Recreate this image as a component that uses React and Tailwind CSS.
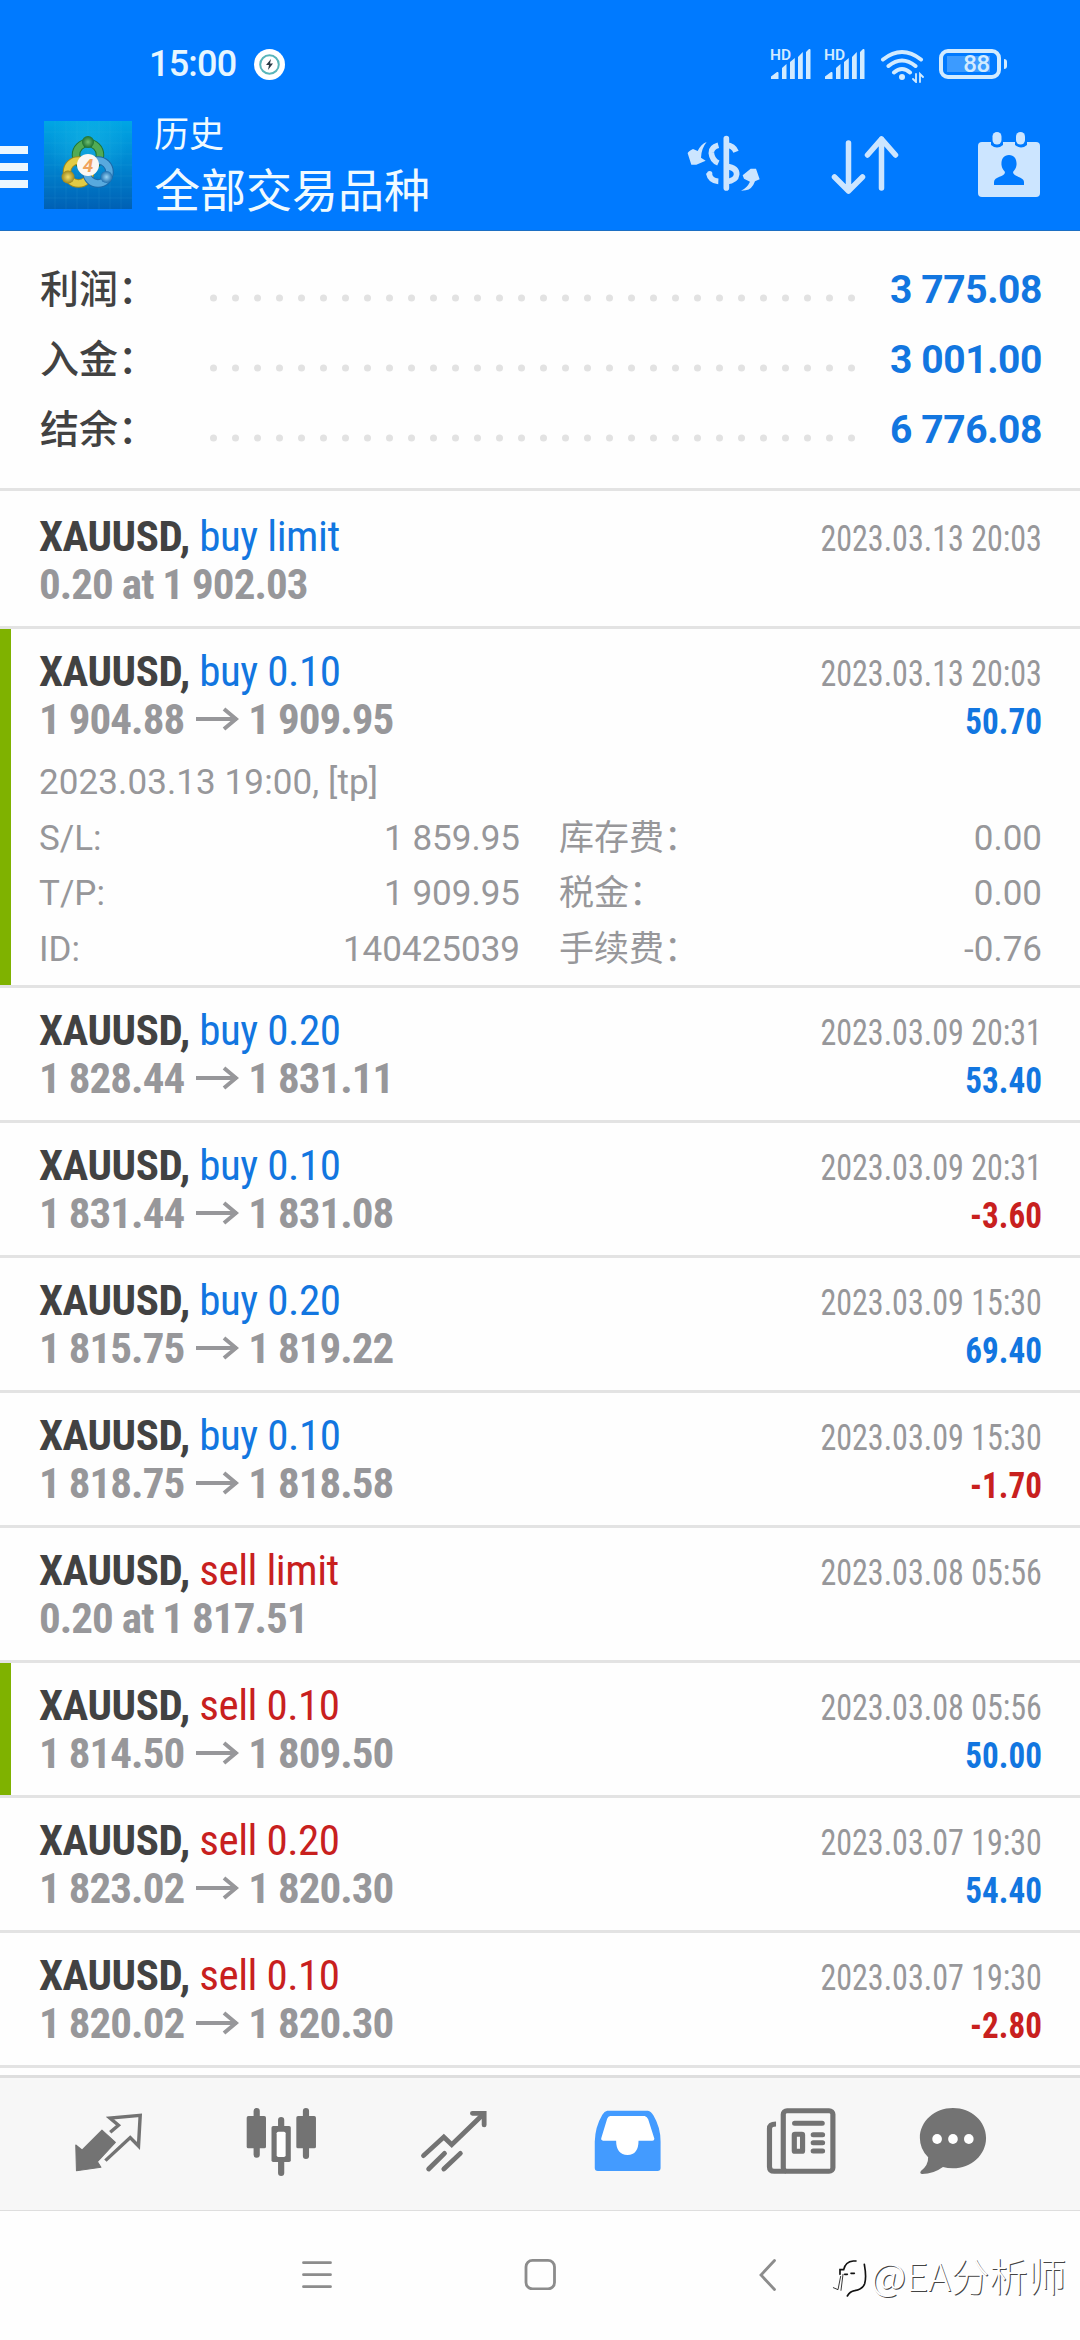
import React from 'react';
import clsx from 'clsx';

const summary = [
  { label: '利润：', value: '3 775.08' },
  { label: '入金：', value: '3 001.00' },
  { label: '结余：', value: '6 776.08' },
];

const deals = [
  { side: 'buy', volume: 'limit', at: '0.20 at 1 902.03', time: '2023.03.13 20:03' },
  {
    side: 'buy', volume: '0.10', from: '1 904.88', to: '1 909.95', time: '2023.03.13 20:03', profit: '50.70', marked: true,
    details: {
      comment: '2023.03.13 19:00, [tp]',
      rows: [
        ['S/L:', '1 859.95', '库存费：', '0.00'],
        ['T/P:', '1 909.95', '税金：', '0.00'],
        ['ID:', '140425039', '手续费：', '-0.76'],
      ],
    },
  },
  { side: 'buy', volume: '0.20', from: '1 828.44', to: '1 831.11', time: '2023.03.09 20:31', profit: '53.40' },
  { side: 'buy', volume: '0.10', from: '1 831.44', to: '1 831.08', time: '2023.03.09 20:31', profit: '-3.60' },
  { side: 'buy', volume: '0.20', from: '1 815.75', to: '1 819.22', time: '2023.03.09 15:30', profit: '69.40' },
  { side: 'buy', volume: '0.10', from: '1 818.75', to: '1 818.58', time: '2023.03.09 15:30', profit: '-1.70' },
  { side: 'sell', volume: 'limit', at: '0.20 at 1 817.51', time: '2023.03.08 05:56' },
  { side: 'sell', volume: '0.10', from: '1 814.50', to: '1 809.50', time: '2023.03.08 05:56', profit: '50.00', marked: true },
  { side: 'sell', volume: '0.20', from: '1 823.02', to: '1 820.30', time: '2023.03.07 19:30', profit: '54.40' },
  { side: 'sell', volume: '0.10', from: '1 820.02', to: '1 820.30', time: '2023.03.07 19:30', profit: '-2.80' },
];

function Signal() {
  return (
    <svg className="w-[42px] h-[32px] overflow-visible" viewBox="0 0 42 32" fill="currentColor">
      <text x="0" y="12" fontSize="15.500" fontWeight="600" fontFamily="Roboto, sans-serif">HD</text>
      <path d="M1 31v-2.5l6-4.5q1.500-.5 1.500 1v6zM12 31V20l4.500-4v15zM20 31V14l4.800-4v21zM28 31V9l4.800-5v27zM36 31V4l3-3q1.500-.5 1.500 1v29z" />
    </svg>
  );
}

function Wifi() {
  return (
    <svg className="w-[44px] h-[34px]" viewBox="0 0 44 34" fill="none" stroke="currentColor" strokeWidth="4" strokeLinecap="round">
      <path d="M3 10.500q19-15 38 0M8.500 17q13.500-11 27 0M14 23.500q8-7 16 0" />
      <circle cx="22" cy="28" r="3" fill="currentColor" stroke="none" />
      <path d="M36 25v8l-3-3M40 33v-8l3 3" strokeWidth="1.800" />
    </svg>
  );
}

function Logo() {
  return (
    <svg className="w-[88px] h-[88px]" viewBox="0 0 88 88">
      <defs>
        <linearGradient id="sky" x1="0" y1="0" x2="0" y2="1">
          <stop offset="0" stopColor="#00a6e4" />
          <stop offset="0.5" stopColor="#0085d0" />
          <stop offset="1" stopColor="#0060b4" />
        </linearGradient>
        <radialGradient id="glow">
          <stop offset="0" stopColor="#20c0e8" stopOpacity="0.5" />
          <stop offset="1" stopColor="#20c0e8" stopOpacity="0" />
        </radialGradient>
        <radialGradient id="green"><stop offset="0" stopColor="#6fbf72" /><stop offset="1" stopColor="#1d7030" /></radialGradient>
        <radialGradient id="gold"><stop offset="0" stopColor="#f3df6a" /><stop offset="1" stopColor="#9c861c" /></radialGradient>
        <radialGradient id="aqua"><stop offset="0" stopColor="#9bd5f5" /><stop offset="1" stopColor="#2070b0" /></radialGradient>
      </defs>
      <rect width="88" height="88" fill="url(#sky)" />
      <circle cx="44" cy="24" r="40" fill="url(#glow)" />
      <path d="M11 0v88M22 0v88M33 0v88M44 0v88M55 0v88M66 0v88M77 0v88M0 11h88M0 22h88M0 33h88M0 44h88M0 55h88M0 66h88M0 77h88" stroke="#4cc4ee" strokeOpacity="0.15" strokeWidth="0.7" />
      <g fill="none" strokeWidth="6.500">
        <circle cx="44" cy="34" r="12" stroke="#1f7535" strokeWidth="8.500" />
        <circle cx="44" cy="34" r="12" stroke="#52ab55" />
        <circle cx="34.500" cy="51" r="11.500" stroke="#a08a1c" strokeWidth="8.500" />
        <circle cx="34.500" cy="51" r="11.500" stroke="#e2cb45" />
        <circle cx="54" cy="51" r="11.500" stroke="#1c68a8" strokeWidth="8.500" />
        <circle cx="54" cy="51" r="11.500" stroke="#58a9de" />
      </g>
      <circle cx="44" cy="21" r="6" fill="url(#green)" />
      <circle cx="24" cy="56" r="6.500" fill="url(#gold)" />
      <circle cx="62.500" cy="56" r="6" fill="url(#aqua)" />
      <circle cx="44" cy="44" r="11" fill="#fbf7f2" />
      <text x="44" y="51" textAnchor="middle" fontSize="19" fontWeight="700" fontStyle="italic" fontFamily="Roboto, sans-serif" fill="#f0a35c">4</text>
    </svg>
  );
}

function StatusBar() {
  return (
    <div className="flex items-center h-[30px] mt-[49px] pl-[149px] pr-[73px] text-[#d2ebff]">
      <span className="font-['Roboto'] font-medium text-[36px] leading-[30px] w-[88px] tracking-[-0.8px] text-[#e6f6ff]">15:00</span>
      <svg className="w-[31px] h-[31px] ml-[17px]" viewBox="0 0 31 31">
        <circle cx="15.500" cy="15.500" r="15.500" fill="#fff" />
        <circle cx="15.500" cy="15.500" r="9.300" fill="none" stroke="#59b5b9" strokeWidth="2" />
        <path d="M17 10l-5 6h3l-1 5 5-6.500h-3z" fill="#2b3a45" />
      </svg>
      <div className="flex items-center ml-auto">
        <Signal />
        <div className="ml-[12px]"><Signal /></div>
        <div className="ml-[14px] mt-1"><Wifi /></div>
        <div className="flex items-center ml-[15px]">
          <div className="flex items-center w-[62px] h-[30px] border-[4px] border-current rounded-[9px] px-1">
            <div className="flex items-center justify-center w-[43px] h-4 pl-4 bg-[#3c9bff] font-['Roboto'] font-medium text-[24px] tracking-[-0.5px]">88</div>
          </div>
          <div className="w-[3px] h-[10px] ml-[3px] rounded-r bg-current" />
        </div>
      </div>
    </div>
  );
}

function Toolbar() {
  return (
    <div className="flex items-start mt-[42px] text-[#cce5ff]">
      <div className="flex flex-col gap-[9px] mt-[25px] w-7">
        <div className="h-2 bg-[#ebf7ff]" />
        <div className="h-2 bg-[#ebf7ff]" />
        <div className="h-2 bg-[#ebf7ff]" />
      </div>
      <div className="ml-4"><Logo /></div>
      <div className="ml-[22px] -mt-[11px] text-[#f0faff] font-['Noto_Sans_CJK_SC']">
        <div className="text-[35px] leading-[44px]">历史</div>
        <div className="text-[46px] leading-[66px]">全部交易品种</div>
      </div>
      <div className="flex items-start ml-auto pr-[39px]">
        <svg className="w-[76px] h-[60px] mt-[13px]" viewBox="46 42 228 180" preserveAspectRatio="none" fill="none" stroke="currentColor" strokeWidth="17">
          <path d="M164 56V204" strokeLinecap="round" />
          <path d="M140 76Q118 82 119 99Q121 121 140 129M111 159Q116 183 140 184" />
          <circle cx="114" cy="161" r="8" fill="currentColor" stroke="none" />
          <path d="M164 75Q186 77 193 95M164 139Q196 143 195 163Q193 183 164 185" />
          <path d="M105 66Q88 72 78 93L64 87Q48 95 48 100L59 134H74L102 122L88 113Q89 85 105 66Z" fill="currentColor" stroke="none" />
          <path d="M208 212Q226 204 235 185L217 176L213 166L237 146H253L264 178L250 184Q241 209 222 211Z" fill="currentColor" stroke="none" />
        </svg>
        <svg className="w-[70px] h-[60px] ml-[68px] mt-[13px]" viewBox="0 0 70 60" fill="none" stroke="currentColor" strokeWidth="5.500" strokeLinecap="round" strokeLinejoin="round">
          <path d="M17.500 9v48M3.500 43l14 14 14-14M50.500 54V5M36.500 21l14-16 14 16" />
        </svg>
        <svg className="w-[64px] h-[66px] ml-[76px] mt-[10px]" viewBox="0 0 64 66" fill="currentColor">
          <rect x="1" y="11" width="62" height="55" rx="4" />
          <path d="M14 0h12v14q-6 5-12 0zM38 0h12v14q-6 5-12 0z" fill="#007aff" />
          <rect x="15.500" y="1" width="9" height="12.500" rx="4.500" />
          <rect x="39" y="1" width="9" height="12.500" rx="4.500" />
          <path d="M32 24c5.500 0 8 4.500 7.500 10-.3 3.500-2 5-3.500 7 0 5 11 4.500 11 10v3H17v-3c0-5.500 11-5 11-10-1.500-2-3.200-3.500-3.500-7C24 28.500 26.500 24 32 24z" fill="#007aff" />
        </svg>
      </div>
    </div>
  );
}

function SummaryRow({ label, value }) {
  return (
    <div className="flex items-center h-[70px]">
      <div className="w-[170px] pb-[7px] font-['Noto_Sans_CJK_SC'] font-medium text-[39px] text-[#424242]">{label}</div>
      <svg className="w-[646px] h-2 mt-4" viewBox="0 0 646 8" fill="#e2e2e2">
        {Array.from({ length: 30 }, (_, i) => (
          <circle key={i} cx={3.5 + i * 22} cy="4" r="3.500" />
        ))}
      </svg>
      <div className="ml-auto pr-[38px] pt-px font-['Roboto'] font-bold text-[39px] tracking-[-0.4px] text-[#1276e0]">{value}</div>
    </div>
  );
}

function Deal({ deal, first }) {
  const loss = deal.profit && deal.profit.startsWith('-');
  return (
    <div className="flex border-b-[3px] border-[#e3e3e3]">
      <div className={clsx('w-[11px]', deal.marked && 'bg-[#7fb200]')} />
      <div className={clsx('flex-1 pl-[28px] pr-[38px]', first ? 'pt-[21px]' : 'pt-[18px]', deal.details ? 'h-[356px]' : first ? 'h-[135px]' : 'h-[132px]')}>
        <div className="flex justify-between font-['Roboto'] font-stretch-condensed">
          <div className="text-[43px] leading-[48px]">
            <div className="font-bold tracking-[-0.45px] text-[#424242]">
              XAUUSD,{' '}
              <span className={clsx('font-normal', deal.side === 'buy' ? 'text-[#1276e0]' : 'text-[#c8201e]')}>
                {deal.side} {deal.volume}
              </span>
            </div>
            <div className="flex items-center font-bold tracking-[-0.95px] text-[#97979a]">
              {deal.at || (
                <>
                  {deal.from}
                  <svg className="w-[43px] h-[24px] ml-[12px] mr-[9px]" viewBox="0 0 43 24" fill="none" stroke="currentColor" strokeWidth="4">
                    <path d="M0 12h41M28 2l12 10-12 10" />
                  </svg>
                  {deal.to}
                </>
              )}
            </div>
          </div>
          <div className="pt-[3px] text-right text-[36px] leading-[48px]">
            <div className="origin-right scale-x-[0.89] text-[#97979a]">{deal.time}</div>
            <div className={clsx('origin-right scale-x-[0.92] font-bold', loss ? 'text-[#c8201e]' : 'text-[#1276e0]')}>{deal.profit}</div>
          </div>
        </div>
        {deal.details && (
          <div className="mt-[9px] font-['Roboto','Noto_Sans_CJK_SC'] text-[35px] leading-[55.5px] text-[#97979a]">
            <div className="h-[55.5px] tracking-[0.1px]">{deal.details.comment}</div>
            {deal.details.rows.map(([k1, v1, k2, v2]) => (
              <div key={k1} className="flex h-[55.5px]">
                <div className="flex justify-between w-[481px]">
                  <span>{k1}</span>
                  <span>{v1}</span>
                </div>
                <div className="flex justify-between flex-1 pl-[39px]">
                  <span>{k2}</span>
                  <span>{v2}</span>
                </div>
              </div>
            ))}
          </div>
        )}
      </div>
    </div>
  );
}

function TabBar() {
  const cell = 'w-[173px] h-[132px]';
  return (
    <div className="flex h-[136px] pl-[22px] bg-[#f7f7f7] border-t-[3px] border-b border-[#dedede] text-[#737373]">
      <svg className={cell} viewBox="64 84 502 396" preserveAspectRatio="none">
        <path d="M296 240L335 277L283 335L293 352L222 362L220 285L238 300Z" fill="currentColor" stroke="currentColor" strokeWidth="3" strokeLinejoin="round" />
        <path d="M320 247L344 226L319 204L407 196L402 288L378 263L306 332" fill="none" stroke="currentColor" strokeWidth="10" />
      </svg>
      <svg className={cell} viewBox="566 84 502 396" preserveAspectRatio="none">
        <path d="M745 183V314M888 183V318M816 210V240M816 330V369" stroke="currentColor" strokeWidth="18" strokeLinecap="round" />
        <rect x="716" y="198" width="56" height="97" rx="5" fill="currentColor" />
        <rect x="860" y="198" width="57" height="97" rx="5" fill="currentColor" />
        <rect x="788" y="228" width="56" height="108" rx="5" fill="currentColor" />
        <rect x="803" y="245" width="26" height="76" rx="5" fill="#fff" />
      </svg>
      <svg className={cell} viewBox="1069 84 502 396" preserveAspectRatio="none" fill="none" stroke="currentColor" strokeWidth="14" strokeLinecap="round">
        <path d="M1230 317L1289 261L1312 284L1404 192" />
        <path d="M1372 190H1406V225" />
        <path d="M1245 357L1291 310M1289 357L1337 310" />
      </svg>
      <svg className={clsx(cell, 'text-[#439bff]')} viewBox="3 84 502 396" preserveAspectRatio="none">
        <path d="M195 182H313Q323 184 329 196Q350 232 350 275V354Q350 363 341 363H168Q159 363 159 354V275Q160 230 181 194Q187 183 195 182Z" fill="currentColor" />
        <path d="M204 198H304Q311 200 314 208L332 266Q332 272 326 272H286Q286 314 254 315Q221 313 221 272H183Q176 271 178 264L195 206Q198 199 204 198Z" fill="#fff" />
      </svg>
      <svg className={cell} viewBox="505 84 502 396" preserveAspectRatio="none" fill="none" stroke="currentColor" strokeWidth="15">
        <rect x="706" y="182" width="144" height="182" rx="11" />
        <path d="M685 222Q666 222 666 236V350Q666 364 680 364H715" />
        <path d="M739 220H819M793 254H820M793 278H820M793 303H820" strokeLinecap="round" />
        <rect x="738" y="253" width="24" height="51" rx="2" />
      </svg>
      <svg className={cell} viewBox="1007.6 84 502 396" preserveAspectRatio="none" fill="currentColor">
        <path d="M1199 174C1252 174 1295 213 1295 264C1295 315 1252 355 1199 355Q1183 355 1170 351Q1142 372 1110 372Q1101 371 1106 363Q1128 346 1127 322Q1103 297 1103 264C1103 213 1146 174 1199 174Z" />
        <g fill="#fff">
          <ellipse cx="1153" cy="267" rx="14" ry="15" />
          <ellipse cx="1199" cy="267" rx="14" ry="15" />
          <ellipse cx="1245" cy="267" rx="14" ry="15" />
        </g>
      </svg>
    </div>
  );
}

function SystemNav() {
  return (
    <div className="relative flex items-start flex-1 pt-[47px] pl-[301px] text-[#8c8c8c]">
      <svg className="w-8 h-8" viewBox="0 0 32 32" stroke="currentColor" strokeWidth="2.800" strokeLinecap="round">
        <path d="M2.500 4.700h27M2.500 16.700h27M2.500 28.700h27" />
      </svg>
      <svg className="w-8 h-8 ml-[191px]" viewBox="0 0 32 32" fill="none" stroke="currentColor" strokeWidth="2.800">
        <rect x="2" y="2.400" width="28.500" height="28.500" rx="6.500" />
      </svg>
      <svg className="w-[18px] h-[34px] ml-[202px]" viewBox="0 0 18 34" fill="none" stroke="currentColor" strokeWidth="2.800" strokeLinecap="round">
        <path d="M16.500 2.500L3 17l13.500 14.500" />
      </svg>
      <div className="absolute left-[830px] top-[35px] flex items-center h-[56px] whitespace-nowrap">
        <svg className="w-[42px] h-[44px] mt-[10px] -mr-px" viewBox="30 70 126 132" fill="none" stroke="#111" strokeWidth="5" strokeLinecap="round">
          <path d="M60 122V108H71Q76 84 100 82H108M133 92Q140 130 134 150Q128 167 104 171Q90 173 82 187" />
          <path d="M62 128L54 168L40 162M69 122L63 170" strokeWidth="2.500" />
          <path d="M74 122H82M93 119H103" />
        </svg>
        <span className="font-['Noto_Sans_CJK_SC'] font-light text-[38.500px] leading-[56px] text-white [text-shadow:1px_1px_0_#444]">@EA分析师</span>
      </div>
    </div>
  );
}

export default function App() {
  return (
    <div className="flex flex-col w-[1080px] h-[2340px] overflow-hidden bg-[#fefefe]">
      <div className="flex flex-col h-[231px] shrink-0 bg-[#007aff] border-b border-[#1c6fc4]">
        <StatusBar />
        <Toolbar />
      </div>
      <div className="h-[260px] shrink-0 pt-[24px] pl-[40px] border-b-[3px] border-[#e3e3e3]">
        {summary.map((row) => (
          <SummaryRow key={row.label} {...row} />
        ))}
      </div>
      <div className="h-[1584px] shrink-0 overflow-hidden">
        {deals.map((deal, i) => (
          <Deal key={i} deal={deal} first={i === 0} />
        ))}
      </div>
      <TabBar />
      <SystemNav />
    </div>
  );
}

════════════════════

_The exercise_
Choose all lines containing the string "React" and copy them out.

_The result_
Recreate this image as a component that uses React and Tailwind CSS.
import React from 'react';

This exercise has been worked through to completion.